The main beam 105 and the subbeams 106 and 107 fall on and are reflected from the optical disk file 70. These reflected beams fall on the photodetector 54 via the objective lens 103, beam splitter 52, and refocusing lens 53, and are detected by the detecting sections 55, 56, and 57 of the photodetector 54. The detected signal S105 is output to another signal processing system of the optical disk drive and is processed therein as a reproducted signal or a focused error signal. The detected signals S106 and S107 are supplied to the tracking error calculating section 58, which generates the tracking error signal "G" based on the signals S106 and S107 and outputs the same to a control system of the optical disk drive. The control system controls the optical head in accordance with the tracking error signal "G" so as to perform the tracking operation.
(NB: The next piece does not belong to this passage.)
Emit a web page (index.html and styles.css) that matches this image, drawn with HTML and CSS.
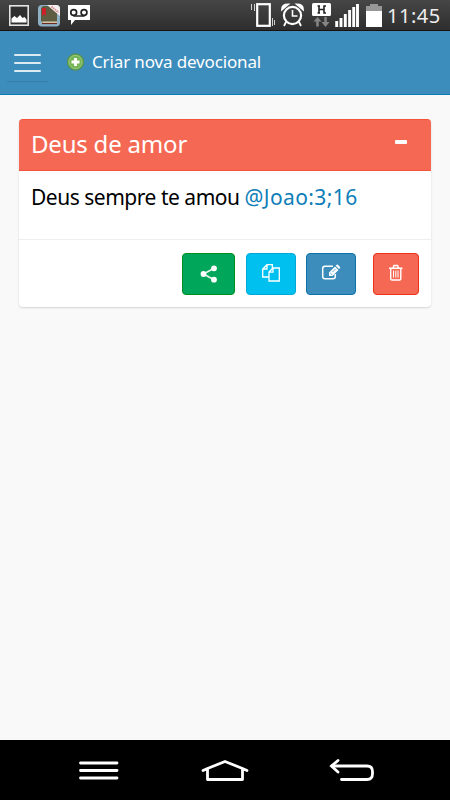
FILE: index.html
```html
<!DOCTYPE html>
<html lang="pt">
<head>
    <meta charset="UTF-8">
    <meta name="viewport" content="width=device-width, initial-scale=1.0">
    <title>Devocional</title>
    <link rel="stylesheet" href="styles.css">
</head>
<body>
    <div class="status-bar">
        <svg class="status-left" width="100" height="31" viewBox="0 0 100 31">
            <rect x="9.8" y="5.8" width="18.4" height="19.4" fill="#303030" stroke="#e4e4e4" stroke-width="1.6"/>
            <path d="M11.5 22.5v-4l3-2.5 2.5 2 3-3 2.5 3 2-1 2 2.500v3z" fill="#fff"/>
            <rect x="38" y="5" width="22" height="21.500" rx="4" fill="#8db0c4"/>
            <path d="M41 8l2-2h9l5 7v10H43l-2-2z" fill="#5e5d42"/>
            <path d="M42 8h4v8l-2-2-2 2z" fill="#cf1f2b"/>
            <path d="M42 21.500h15v2H43z" fill="#ded5b4"/>
            <path d="M42 23.500h15" stroke="#6b2a20" stroke-width="1.200"/>
            <path d="M47 5h9q4 0 4 4v7z" fill="#f4eeee"/>
            <path d="M51.500 6.500l7 6" stroke="#dd8b90" stroke-width="1.800" stroke-dasharray="1.500 .7"/>
            <path d="M68 5h22v15H75l-4 5v-5h-3z" fill="#fff"/>
            <circle cx="73.700" cy="12.500" r="2.900" fill="none" stroke="#222" stroke-width="1.700"/>
            <circle cx="84" cy="12.500" r="2.900" fill="none" stroke="#222" stroke-width="1.700"/>
            <path d="M73.500 16h11" stroke="#222" stroke-width="1.500"/>
        </svg>
        <div class="status-right">
            <svg width="136" height="31" viewBox="248 0 136 31">
                <!-- vibrate -->
                <rect x="257.200" y="4.200" width="12.600" height="21.600" fill="none" stroke="#fff" stroke-width="2.200"/>
                <path d="M251.500 4v6M254.500 4v7M272.500 18v8M274.500 20v5" stroke="#d0d0d0" stroke-width="1"/>
                <!-- alarm -->
                <circle cx="292.500" cy="15.500" r="8.600" fill="none" stroke="#fff" stroke-width="2.200"/>
                <path d="M292.500 10v6h5" fill="none" stroke="#fff" stroke-width="1.600"/>
                <path d="M282 9.500q0-5 6-5zM303 9.500q0-5-6-5zM286 22l-2 4M299 22l2 4" fill="#fff" stroke="#fff" stroke-width="1.800"/>
                <!-- data -->
                <rect x="312" y="3" width="19" height="13" rx="1.500" fill="#fff"/>
                <path d="M319 5.500v8M324 5.500v8M319 9.500h5M317.500 6h2.500M323.500 6h2.500M317.500 13h2.500M323.500 13h2.500" stroke="#222" stroke-width="1.600"/>
                <path d="M313.500 21.500l4-4.500 4 4.500h-2.800v5h-2.500v-5zM321.500 22h2.800v-5h2.500v5h2.700l-4 5z" fill="#858585"/>
                <!-- signal -->
                <path d="M336.700 21v6M341 18v9M345.300 14v13M349.600 10v17M353.700 7v20M357.500 4v23" stroke="#fff" stroke-width="2.900"/>
                <!-- battery -->
                <path d="M366 11V6h4V4h8v2h4v5z" fill="#979797"/>
                <path d="M366 11h16v16h-16z" fill="#fff"/>
            </svg>
            <span class="clock">11:45</span>
        </div>
    </div>

    <header>
        <a href="#" class="menu-toggle"><span></span><span></span><span></span></a>
        <a href="#" class="new-item">
            <svg width="18" height="18" viewBox="0 0 18 18">
                <circle cx="8.500" cy="9" r="8.300" fill="#61a34d" stroke="#538c56" stroke-width="1"/>
                <circle cx="8.500" cy="9" r="6.700" fill="#77b657" stroke="#a3cf88" stroke-width=".8"/>
                <path d="M8.500 5v8M4.500 9h8" stroke="#fff" stroke-width="2.800"/>
            </svg>
            <span>Criar nova devocional</span>
        </a>
    </header>

    <main class="content">
        <div class="box">
            <div class="box-header">
                <h3>Deus de amor</h3>
                <span class="collapse"></span>
            </div>
            <div class="box-body">Deus sempre te amou <a href="#">@Joao:3;16</a></div>
            <div class="box-footer">
                <a href="#" class="btn btn-share">
                    <svg width="20" height="20" viewBox="0 0 20 20">
                        <path d="M15 4.300L4.500 10l10.500 5.700" fill="none" stroke="#e4f5ec" stroke-width="1.600"/>
                        <circle cx="4.500" cy="10" r="2.900"/><circle cx="15" cy="4.300" r="2.900"/><circle cx="15" cy="15.700" r="2.900"/>
                    </svg>
                </a>
                <a href="#" class="btn btn-copy">
                    <svg width="20" height="20" viewBox="0 0 20 20">
                        <path d="M8 14H1.700V6L6 1.700h5.300V6M6 1.700V6H1.700M8 18V9l4-4h6.300v13zM12 5v4.200H8" fill="none" stroke="#fff" stroke-width="1.300"/>
                    </svg>
                </a>
                <a href="#" class="btn btn-edit">
                    <svg width="20" height="20" viewBox="0 0 20 20">
                        <path d="M12 3.200H4q-2.300 0-2.300 2.300v8q0 2.300 2.300 2.300h8q2.300 0 2.300-2.300v-2.500" fill="none" stroke="#fff" stroke-width="1.500"/>
                        <path d="M8 13V9.500l6-6L17.500 7l-6 6zM14.700 2.800l1-1q.6-.5 1.200 0l2.100 2.100q.6.600 0 1.200l-1 1z"/>
                        <path d="M9.300 10l1.700 1.700M11.500 9l3-3" stroke="#3c8dbc" stroke-width=".8"/>
                    </svg>
                </a>
                <a href="#" class="btn btn-delete">
                    <svg width="16" height="20" viewBox="0 0 16 20">
                        <path d="M1 5.200h13.500M5 5l1-2.500h3.500L10.500 5M2.700 5.200v10.500q0 1.300 1.300 1.300h7.500q1.300 0 1.300-1.300V5.200" fill="none" stroke="#fff" stroke-width="1.400"/>
                        <path d="M5.500 7.500v7M7.800 7.500v7M10 7.500v7" stroke="#fff" stroke-width="1"/>
                    </svg>
                </a>
            </div>
        </div>
    </main>

    <nav class="system-nav">
        <svg width="450" height="60" viewBox="0 740 450 60">
            <g fill="none" stroke="#fff" stroke-width="2.800" stroke-linecap="round" stroke-linejoin="round">
                <path d="M80.500 763h36.500M80.500 770.500h36.500M80.500 778h36.500"/>
                <path d="M203 770.500l4.500-2L225 761.500l17.500 7 4.500 2M207.500 769v10.500h35V769"/>
                <path d="M341.500 779.500H367q5.500 0 5.500-6v-2q0-5.500-5.500-5.500H332"/>
                <path d="M338 760.500l-6.500 5.500 6.500 6" stroke-linejoin="miter"/>
            </g>
        </svg>
    </nav>
</body>
</html>
```

FILE: styles.css
```css
body {
    font-family: "Noto Sans", "Open Sans", sans-serif;
    background-color: #f9f9f9;
    color: #000;
    margin: 0;
    height: 800px;
    display: flex;
    flex-direction: column;
    overflow: hidden;
}
* {
    box-sizing: border-box;
}
a {
    color: #0d7eb8;
    text-decoration: none;
}
svg {
    display: block;
    flex: none;
}
/* Android status bar */
.status-bar {
    height: 31px;
    display: flex;
    justify-content: space-between;
    background: linear-gradient(#464646, #2e2e2e);
    border-bottom: 1px solid #1c1010;
}
.status-right {
    display: flex;
    padding-right: 9px;
}
.clock {
    width: 57px;
    padding-left: 3px;
    color: #eee;
    font-size: 20px;
    line-height: 32px;
    letter-spacing: 0.5px;
    white-space: nowrap;
}
/* App header */
header {
    height: 64px;
    display: flex;
    background-color: #3c8dbc;
    border-bottom: 1px solid #0b7cb9;
    padding-left: 7px;
}
.menu-toggle {
    width: 41px;
    height: 51px;
    padding: 23px 7px 0 7px;
    display: flex;
    flex-direction: column;
    gap: 6px;
    border-bottom: 1px solid #367fa9;
}
.menu-toggle span {
    height: 2px;
    flex: none;
    border-radius: 1px;
    background-color: #dceaf3;
}
.new-item {
    height: 61px;
    margin-left: 19px;
    display: flex;
    align-items: center;
    gap: 7px;
    color: #fff;
    font-size: 17px;
    letter-spacing: -0.14px;
}
/* Card */
.content {
    flex: 1;
    padding: 24px 19px 0 19px;
}
.box {
    height: 188px;
    display: flex;
    flex-direction: column;
    background-color: #fff;
    border-radius: 4px;
    box-shadow: 0 1px 2px rgba(0, 0, 0, 0.15);
}
.box-header {
    height: 52px;
    padding: 0 24px 0 12px;
    display: flex;
    justify-content: space-between;
    background-color: #f56954;
    border: 1px solid #f4543c;
    border-width: 1px 0;
    border-radius: 4px 4px 0 0;
}
.box-header h3 {
    margin: 0;
    color: #fff;
    font-size: 24px;
    font-weight: normal;
    line-height: 48px;
    letter-spacing: -0.2px;
}
.collapse {
    width: 12px;
    height: 4px;
    margin-top: 20px;
    border-radius: 1px;
    background-color: #fff;
}
.box-body {
    height: 68px;
    padding: 9px 12px;
    font-size: 21px;
    line-height: 34px;
    letter-spacing: -0.48px;
    white-space: nowrap;
}
.box-body a {
    letter-spacing: 0.4px;
}
.box-footer {
    flex: 1;
    padding: 13px 12px 0 0;
    display: flex;
    justify-content: flex-end;
    border-top: 1px solid #eee;
}
.btn {
    height: 42px;
    display: flex;
    align-items: center;
    justify-content: center;
    border: 1px solid;
    border-radius: 4px;
    fill: #fff;
}
.btn-share {
    width: 53px;
    margin-right: 11px;
    background-color: #00a65a;
    border-color: #008d20;
}
.btn-copy {
    width: 50px;
    margin-right: 10px;
    background-color: #00c0ef;
    border-color: #00a7d7;
}
.btn-edit {
    width: 50px;
    margin-right: 17px;
    background-color: #3c8dbc;
    border-color: #0c73a9;
}
.btn-delete {
    width: 46px;
    background-color: #f56954;
    border-color: #f03017;
}
.btn-edit svg,
.btn-delete svg,
.btn-copy svg {
    margin-bottom: 2px;
}
.system-nav {
    height: 60px;
    background-color: #000;
}
```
There has recently been proposed an optical disk drive which uses a digital video disk (DVD), i.e., a high-density disk having a larger capacity, in addition to an ordinary disk such as a compact disk. Various types of high-density disks of this type are proposed, and their track pitches are approximately 0.8 .mu.m, about half that of the ordinary disk.
In a conventional head tracking system, the locations of the three beams is adjusted beforehand by a diffraction grating so as to optimize the distance between the beams for the track pitch of an ordinary disk. As a result, when a high-density disk is used which has a track pitch about half that of the ordinary disk, a satisfactory tracking error signal cannot be obtained.
In this case, the diffraction grating may be adjusted again in order to obtain an optimum tracking error signal. However, the adjustment hinders users from operating the disk drive for the ordinary disk.